## BEGIN Source records

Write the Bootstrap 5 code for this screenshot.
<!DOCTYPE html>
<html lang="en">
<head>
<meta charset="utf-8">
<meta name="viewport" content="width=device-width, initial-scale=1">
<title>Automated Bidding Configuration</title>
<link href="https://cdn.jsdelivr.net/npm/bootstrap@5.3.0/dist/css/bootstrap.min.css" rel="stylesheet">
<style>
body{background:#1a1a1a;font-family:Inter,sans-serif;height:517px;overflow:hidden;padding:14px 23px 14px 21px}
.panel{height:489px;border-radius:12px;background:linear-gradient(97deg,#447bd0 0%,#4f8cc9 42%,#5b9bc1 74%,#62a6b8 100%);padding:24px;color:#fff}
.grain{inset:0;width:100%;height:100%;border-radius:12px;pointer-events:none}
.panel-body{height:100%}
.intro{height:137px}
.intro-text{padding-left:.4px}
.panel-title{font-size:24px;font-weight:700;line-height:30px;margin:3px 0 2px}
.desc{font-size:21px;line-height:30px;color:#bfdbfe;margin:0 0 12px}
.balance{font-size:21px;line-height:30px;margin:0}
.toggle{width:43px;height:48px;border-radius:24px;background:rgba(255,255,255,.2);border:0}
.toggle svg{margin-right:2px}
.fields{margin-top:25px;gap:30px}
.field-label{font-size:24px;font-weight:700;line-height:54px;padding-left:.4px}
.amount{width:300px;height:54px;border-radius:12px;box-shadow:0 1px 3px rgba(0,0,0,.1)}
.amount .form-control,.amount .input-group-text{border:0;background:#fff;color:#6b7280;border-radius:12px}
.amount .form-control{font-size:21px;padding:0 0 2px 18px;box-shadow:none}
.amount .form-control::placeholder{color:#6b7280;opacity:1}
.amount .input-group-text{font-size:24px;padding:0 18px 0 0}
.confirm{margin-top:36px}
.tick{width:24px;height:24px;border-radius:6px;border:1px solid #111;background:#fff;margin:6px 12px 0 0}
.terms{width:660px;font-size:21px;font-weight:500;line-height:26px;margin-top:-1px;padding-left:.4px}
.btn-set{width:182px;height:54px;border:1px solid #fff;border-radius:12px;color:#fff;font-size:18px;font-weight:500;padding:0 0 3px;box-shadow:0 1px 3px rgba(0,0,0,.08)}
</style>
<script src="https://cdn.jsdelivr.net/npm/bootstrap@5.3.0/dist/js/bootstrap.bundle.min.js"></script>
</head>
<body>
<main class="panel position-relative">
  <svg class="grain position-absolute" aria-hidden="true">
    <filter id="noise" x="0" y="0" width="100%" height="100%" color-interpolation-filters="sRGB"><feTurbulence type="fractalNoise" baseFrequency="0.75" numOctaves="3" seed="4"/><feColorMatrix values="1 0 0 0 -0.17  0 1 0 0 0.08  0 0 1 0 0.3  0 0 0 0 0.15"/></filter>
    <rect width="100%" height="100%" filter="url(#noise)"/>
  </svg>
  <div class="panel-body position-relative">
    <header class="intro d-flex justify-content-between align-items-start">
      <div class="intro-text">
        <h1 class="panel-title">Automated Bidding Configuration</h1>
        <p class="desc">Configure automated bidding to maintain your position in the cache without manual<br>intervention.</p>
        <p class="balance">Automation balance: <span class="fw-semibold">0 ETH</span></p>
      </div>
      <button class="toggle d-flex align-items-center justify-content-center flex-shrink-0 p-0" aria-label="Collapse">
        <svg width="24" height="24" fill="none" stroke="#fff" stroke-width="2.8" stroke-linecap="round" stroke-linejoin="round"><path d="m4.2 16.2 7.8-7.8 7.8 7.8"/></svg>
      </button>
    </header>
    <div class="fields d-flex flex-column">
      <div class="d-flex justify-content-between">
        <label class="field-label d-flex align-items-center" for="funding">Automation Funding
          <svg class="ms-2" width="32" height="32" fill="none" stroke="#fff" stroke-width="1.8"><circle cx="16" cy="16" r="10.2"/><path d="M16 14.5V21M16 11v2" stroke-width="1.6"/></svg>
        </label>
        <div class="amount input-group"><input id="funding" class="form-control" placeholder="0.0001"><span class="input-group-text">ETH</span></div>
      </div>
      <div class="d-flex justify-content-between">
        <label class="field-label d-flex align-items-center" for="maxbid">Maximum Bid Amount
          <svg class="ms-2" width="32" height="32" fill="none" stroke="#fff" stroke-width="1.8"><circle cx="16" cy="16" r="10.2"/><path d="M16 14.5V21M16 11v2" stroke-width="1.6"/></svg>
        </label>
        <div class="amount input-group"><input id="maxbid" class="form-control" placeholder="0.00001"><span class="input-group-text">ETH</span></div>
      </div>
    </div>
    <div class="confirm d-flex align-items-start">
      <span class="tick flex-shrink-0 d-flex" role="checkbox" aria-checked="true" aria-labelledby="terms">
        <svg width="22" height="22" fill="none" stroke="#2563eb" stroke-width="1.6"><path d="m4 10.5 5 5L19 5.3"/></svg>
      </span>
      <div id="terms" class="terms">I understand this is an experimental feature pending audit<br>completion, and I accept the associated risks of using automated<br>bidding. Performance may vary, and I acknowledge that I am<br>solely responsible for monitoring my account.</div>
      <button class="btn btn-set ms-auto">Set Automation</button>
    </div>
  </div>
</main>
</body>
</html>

## END Source records
## BEGIN Source records

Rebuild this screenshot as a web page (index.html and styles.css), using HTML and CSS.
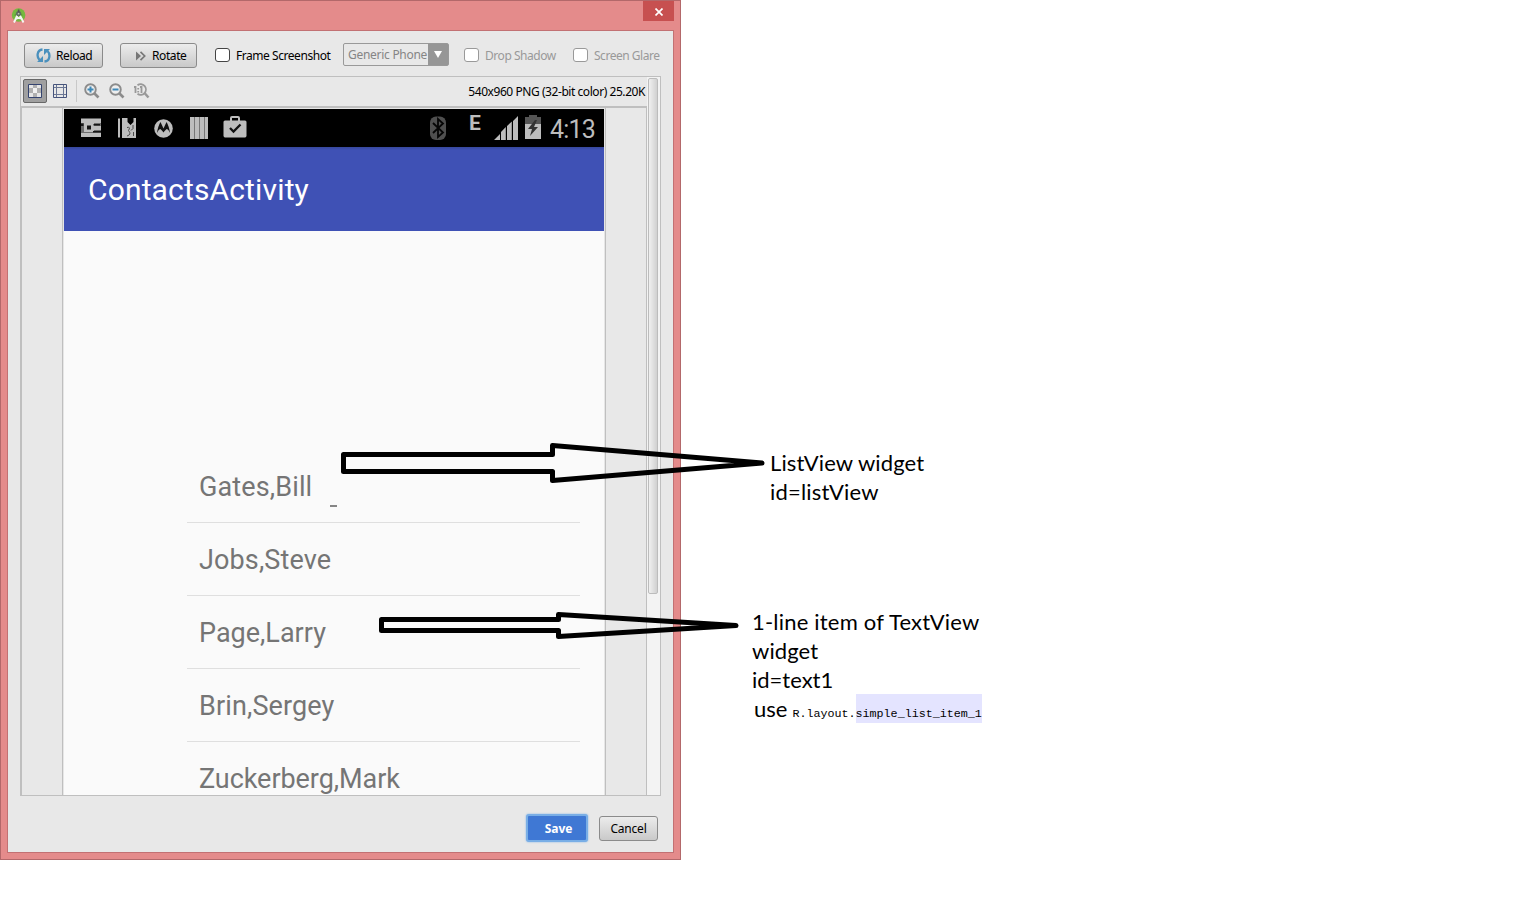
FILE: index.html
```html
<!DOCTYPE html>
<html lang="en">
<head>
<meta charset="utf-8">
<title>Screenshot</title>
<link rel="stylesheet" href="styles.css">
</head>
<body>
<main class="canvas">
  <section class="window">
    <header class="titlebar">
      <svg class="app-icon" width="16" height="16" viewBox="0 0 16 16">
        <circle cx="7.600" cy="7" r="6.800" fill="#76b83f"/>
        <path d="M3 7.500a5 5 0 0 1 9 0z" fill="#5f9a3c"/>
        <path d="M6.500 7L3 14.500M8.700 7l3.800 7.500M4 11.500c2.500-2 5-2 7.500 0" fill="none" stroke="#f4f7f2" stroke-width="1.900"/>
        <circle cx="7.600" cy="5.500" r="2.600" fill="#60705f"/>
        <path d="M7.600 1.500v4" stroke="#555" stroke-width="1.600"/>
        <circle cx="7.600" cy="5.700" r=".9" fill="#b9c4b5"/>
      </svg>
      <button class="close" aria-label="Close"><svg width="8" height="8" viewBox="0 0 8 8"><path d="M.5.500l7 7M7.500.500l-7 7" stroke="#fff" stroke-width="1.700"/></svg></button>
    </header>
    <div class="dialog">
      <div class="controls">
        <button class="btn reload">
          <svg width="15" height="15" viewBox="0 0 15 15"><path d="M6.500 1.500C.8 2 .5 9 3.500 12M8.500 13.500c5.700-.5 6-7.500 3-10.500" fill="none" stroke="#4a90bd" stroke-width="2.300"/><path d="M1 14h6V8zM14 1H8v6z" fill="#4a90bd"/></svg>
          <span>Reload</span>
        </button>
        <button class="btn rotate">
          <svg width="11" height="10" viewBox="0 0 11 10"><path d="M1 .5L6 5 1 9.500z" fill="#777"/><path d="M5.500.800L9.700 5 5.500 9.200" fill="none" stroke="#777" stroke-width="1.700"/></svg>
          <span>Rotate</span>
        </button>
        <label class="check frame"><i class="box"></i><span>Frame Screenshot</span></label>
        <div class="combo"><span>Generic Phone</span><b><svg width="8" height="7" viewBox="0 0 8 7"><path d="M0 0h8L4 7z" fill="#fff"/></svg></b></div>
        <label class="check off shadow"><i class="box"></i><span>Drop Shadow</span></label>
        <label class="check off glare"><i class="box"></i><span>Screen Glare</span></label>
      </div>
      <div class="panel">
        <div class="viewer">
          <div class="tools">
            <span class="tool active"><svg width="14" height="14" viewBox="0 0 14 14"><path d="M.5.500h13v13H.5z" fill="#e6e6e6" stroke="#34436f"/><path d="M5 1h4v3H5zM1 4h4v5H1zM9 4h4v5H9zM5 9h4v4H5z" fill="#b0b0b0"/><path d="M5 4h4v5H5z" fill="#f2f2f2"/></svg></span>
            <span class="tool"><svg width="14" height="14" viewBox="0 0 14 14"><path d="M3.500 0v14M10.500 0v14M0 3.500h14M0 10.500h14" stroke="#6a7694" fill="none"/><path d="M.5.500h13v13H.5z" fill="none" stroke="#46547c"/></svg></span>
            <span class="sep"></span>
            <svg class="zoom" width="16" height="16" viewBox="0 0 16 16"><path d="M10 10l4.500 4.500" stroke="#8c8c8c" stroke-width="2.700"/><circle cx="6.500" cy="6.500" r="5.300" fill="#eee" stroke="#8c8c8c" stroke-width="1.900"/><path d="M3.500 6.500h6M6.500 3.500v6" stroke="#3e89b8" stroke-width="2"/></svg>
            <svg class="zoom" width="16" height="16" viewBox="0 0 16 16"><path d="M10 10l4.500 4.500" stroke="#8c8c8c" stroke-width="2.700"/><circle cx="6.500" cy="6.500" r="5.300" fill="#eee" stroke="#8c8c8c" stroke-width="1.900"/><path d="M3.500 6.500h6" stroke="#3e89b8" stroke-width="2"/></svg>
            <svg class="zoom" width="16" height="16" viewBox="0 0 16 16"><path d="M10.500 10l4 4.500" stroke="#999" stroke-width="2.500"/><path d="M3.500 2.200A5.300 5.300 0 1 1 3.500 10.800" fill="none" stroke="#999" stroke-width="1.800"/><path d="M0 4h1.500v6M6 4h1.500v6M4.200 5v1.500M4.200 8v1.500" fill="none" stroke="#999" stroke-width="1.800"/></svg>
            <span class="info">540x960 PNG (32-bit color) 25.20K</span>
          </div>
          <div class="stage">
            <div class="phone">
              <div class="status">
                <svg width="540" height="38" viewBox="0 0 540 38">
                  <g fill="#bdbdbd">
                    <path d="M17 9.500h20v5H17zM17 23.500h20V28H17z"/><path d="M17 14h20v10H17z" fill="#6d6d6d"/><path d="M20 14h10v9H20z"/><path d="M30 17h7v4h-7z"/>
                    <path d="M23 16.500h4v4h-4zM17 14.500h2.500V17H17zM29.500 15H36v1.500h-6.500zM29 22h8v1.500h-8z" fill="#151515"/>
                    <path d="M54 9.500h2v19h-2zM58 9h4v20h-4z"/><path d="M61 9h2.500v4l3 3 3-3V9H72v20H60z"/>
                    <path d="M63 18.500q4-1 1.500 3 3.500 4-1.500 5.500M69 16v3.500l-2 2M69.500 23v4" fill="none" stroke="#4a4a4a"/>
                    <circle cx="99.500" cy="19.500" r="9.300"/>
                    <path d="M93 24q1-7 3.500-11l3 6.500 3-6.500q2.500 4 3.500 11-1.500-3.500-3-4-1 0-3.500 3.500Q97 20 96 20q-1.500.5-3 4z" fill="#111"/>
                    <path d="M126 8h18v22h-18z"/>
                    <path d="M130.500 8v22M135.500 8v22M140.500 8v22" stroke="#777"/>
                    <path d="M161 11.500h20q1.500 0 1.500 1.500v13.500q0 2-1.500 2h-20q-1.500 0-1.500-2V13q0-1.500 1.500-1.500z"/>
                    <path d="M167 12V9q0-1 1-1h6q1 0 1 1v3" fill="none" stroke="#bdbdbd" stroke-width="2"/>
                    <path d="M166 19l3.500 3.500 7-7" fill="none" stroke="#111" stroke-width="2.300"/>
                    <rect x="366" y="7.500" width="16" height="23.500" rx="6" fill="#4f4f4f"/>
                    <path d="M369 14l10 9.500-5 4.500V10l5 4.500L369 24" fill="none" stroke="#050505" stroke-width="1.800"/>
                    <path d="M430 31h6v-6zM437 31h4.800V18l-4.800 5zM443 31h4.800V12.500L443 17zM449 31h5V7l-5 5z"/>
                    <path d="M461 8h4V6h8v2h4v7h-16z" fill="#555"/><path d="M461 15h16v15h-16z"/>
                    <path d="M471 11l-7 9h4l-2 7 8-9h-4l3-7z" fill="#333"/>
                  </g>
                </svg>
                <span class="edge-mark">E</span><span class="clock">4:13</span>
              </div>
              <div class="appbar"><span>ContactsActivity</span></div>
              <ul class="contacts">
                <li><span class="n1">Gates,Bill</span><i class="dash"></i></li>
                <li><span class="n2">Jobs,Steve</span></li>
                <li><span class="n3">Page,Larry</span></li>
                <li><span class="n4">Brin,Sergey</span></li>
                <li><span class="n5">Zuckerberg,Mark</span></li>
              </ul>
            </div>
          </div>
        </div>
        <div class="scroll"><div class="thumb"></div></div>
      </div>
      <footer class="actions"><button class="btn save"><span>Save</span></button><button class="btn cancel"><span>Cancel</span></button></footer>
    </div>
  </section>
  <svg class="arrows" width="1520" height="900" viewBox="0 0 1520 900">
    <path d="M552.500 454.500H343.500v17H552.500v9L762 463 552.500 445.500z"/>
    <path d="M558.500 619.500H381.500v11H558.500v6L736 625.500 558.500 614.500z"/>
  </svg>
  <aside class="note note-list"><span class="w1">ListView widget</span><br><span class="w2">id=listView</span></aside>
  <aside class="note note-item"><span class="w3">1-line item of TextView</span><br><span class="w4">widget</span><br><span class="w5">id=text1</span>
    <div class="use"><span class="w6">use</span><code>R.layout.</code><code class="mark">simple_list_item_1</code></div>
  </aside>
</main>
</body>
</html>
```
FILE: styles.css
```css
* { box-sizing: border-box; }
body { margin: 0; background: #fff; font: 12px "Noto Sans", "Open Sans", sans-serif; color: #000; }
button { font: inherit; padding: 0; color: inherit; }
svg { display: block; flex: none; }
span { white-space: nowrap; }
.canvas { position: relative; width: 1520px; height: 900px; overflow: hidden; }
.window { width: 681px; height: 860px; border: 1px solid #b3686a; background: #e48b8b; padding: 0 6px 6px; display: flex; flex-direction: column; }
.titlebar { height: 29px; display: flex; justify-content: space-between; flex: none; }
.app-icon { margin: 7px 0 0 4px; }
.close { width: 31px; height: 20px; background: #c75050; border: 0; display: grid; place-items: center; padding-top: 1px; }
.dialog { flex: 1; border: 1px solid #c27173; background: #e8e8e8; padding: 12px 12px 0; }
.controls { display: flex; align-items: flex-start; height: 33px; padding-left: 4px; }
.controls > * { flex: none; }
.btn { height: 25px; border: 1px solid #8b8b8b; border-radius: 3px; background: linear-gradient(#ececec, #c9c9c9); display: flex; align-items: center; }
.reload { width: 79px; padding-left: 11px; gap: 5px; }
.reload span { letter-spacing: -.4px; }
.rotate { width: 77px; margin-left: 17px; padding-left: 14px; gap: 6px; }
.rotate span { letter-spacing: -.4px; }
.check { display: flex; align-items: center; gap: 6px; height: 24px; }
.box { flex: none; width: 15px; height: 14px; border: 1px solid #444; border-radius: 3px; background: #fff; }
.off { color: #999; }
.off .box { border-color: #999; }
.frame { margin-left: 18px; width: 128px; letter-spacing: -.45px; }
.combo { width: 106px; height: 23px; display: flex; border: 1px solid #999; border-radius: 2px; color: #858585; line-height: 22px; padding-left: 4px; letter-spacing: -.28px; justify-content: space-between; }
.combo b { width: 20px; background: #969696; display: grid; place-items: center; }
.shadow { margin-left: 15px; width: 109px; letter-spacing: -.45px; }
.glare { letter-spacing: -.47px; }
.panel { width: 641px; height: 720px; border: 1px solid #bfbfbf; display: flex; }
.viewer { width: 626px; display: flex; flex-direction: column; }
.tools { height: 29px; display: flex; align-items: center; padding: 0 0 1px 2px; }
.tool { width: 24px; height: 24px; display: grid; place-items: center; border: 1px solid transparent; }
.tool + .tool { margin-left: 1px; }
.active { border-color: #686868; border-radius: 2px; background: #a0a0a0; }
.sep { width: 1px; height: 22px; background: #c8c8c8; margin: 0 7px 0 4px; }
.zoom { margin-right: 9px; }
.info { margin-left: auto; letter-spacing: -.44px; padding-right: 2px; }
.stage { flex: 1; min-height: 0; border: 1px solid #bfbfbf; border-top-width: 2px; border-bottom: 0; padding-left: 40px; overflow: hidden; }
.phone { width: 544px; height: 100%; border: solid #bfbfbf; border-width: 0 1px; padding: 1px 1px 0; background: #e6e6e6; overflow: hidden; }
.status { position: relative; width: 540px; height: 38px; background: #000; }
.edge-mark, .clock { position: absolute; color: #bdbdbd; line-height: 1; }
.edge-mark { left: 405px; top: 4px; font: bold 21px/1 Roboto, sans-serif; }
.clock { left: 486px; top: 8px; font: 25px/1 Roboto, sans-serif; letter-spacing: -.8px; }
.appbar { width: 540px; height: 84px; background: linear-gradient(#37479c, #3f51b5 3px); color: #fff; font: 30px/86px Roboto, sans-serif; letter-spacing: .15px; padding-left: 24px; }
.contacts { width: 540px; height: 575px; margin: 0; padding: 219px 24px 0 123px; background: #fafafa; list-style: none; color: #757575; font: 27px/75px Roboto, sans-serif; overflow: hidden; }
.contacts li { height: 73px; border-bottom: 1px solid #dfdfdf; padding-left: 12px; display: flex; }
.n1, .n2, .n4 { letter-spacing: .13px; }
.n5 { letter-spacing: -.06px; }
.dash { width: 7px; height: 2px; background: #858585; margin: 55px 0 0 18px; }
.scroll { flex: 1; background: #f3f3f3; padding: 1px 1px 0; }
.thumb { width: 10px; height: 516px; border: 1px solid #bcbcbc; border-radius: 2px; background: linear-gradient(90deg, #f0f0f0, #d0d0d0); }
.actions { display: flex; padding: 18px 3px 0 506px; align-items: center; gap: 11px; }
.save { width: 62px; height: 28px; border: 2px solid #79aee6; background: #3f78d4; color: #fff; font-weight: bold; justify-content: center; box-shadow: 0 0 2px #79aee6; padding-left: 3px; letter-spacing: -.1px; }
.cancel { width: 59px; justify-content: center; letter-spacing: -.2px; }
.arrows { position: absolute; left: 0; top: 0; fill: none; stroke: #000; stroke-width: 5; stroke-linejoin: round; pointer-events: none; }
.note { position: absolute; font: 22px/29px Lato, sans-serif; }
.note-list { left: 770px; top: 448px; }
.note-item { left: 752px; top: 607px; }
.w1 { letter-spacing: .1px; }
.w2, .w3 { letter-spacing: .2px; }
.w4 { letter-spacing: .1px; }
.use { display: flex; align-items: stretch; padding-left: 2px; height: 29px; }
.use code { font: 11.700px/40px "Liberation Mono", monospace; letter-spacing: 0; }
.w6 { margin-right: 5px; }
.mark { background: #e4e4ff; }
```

## END Source records

### Short problem
From the entries above, copy every line where the word "code" shows up.

### Complete output
Write the Bootstrap 5 code for this screenshot.
    <div class="use"><span class="w6">use</span><code>R.layout.</code><code class="mark">simple_list_item_1</code></div>
.use code { font: 11.700px/40px "Liberation Mono", monospace; letter-spacing: 0; }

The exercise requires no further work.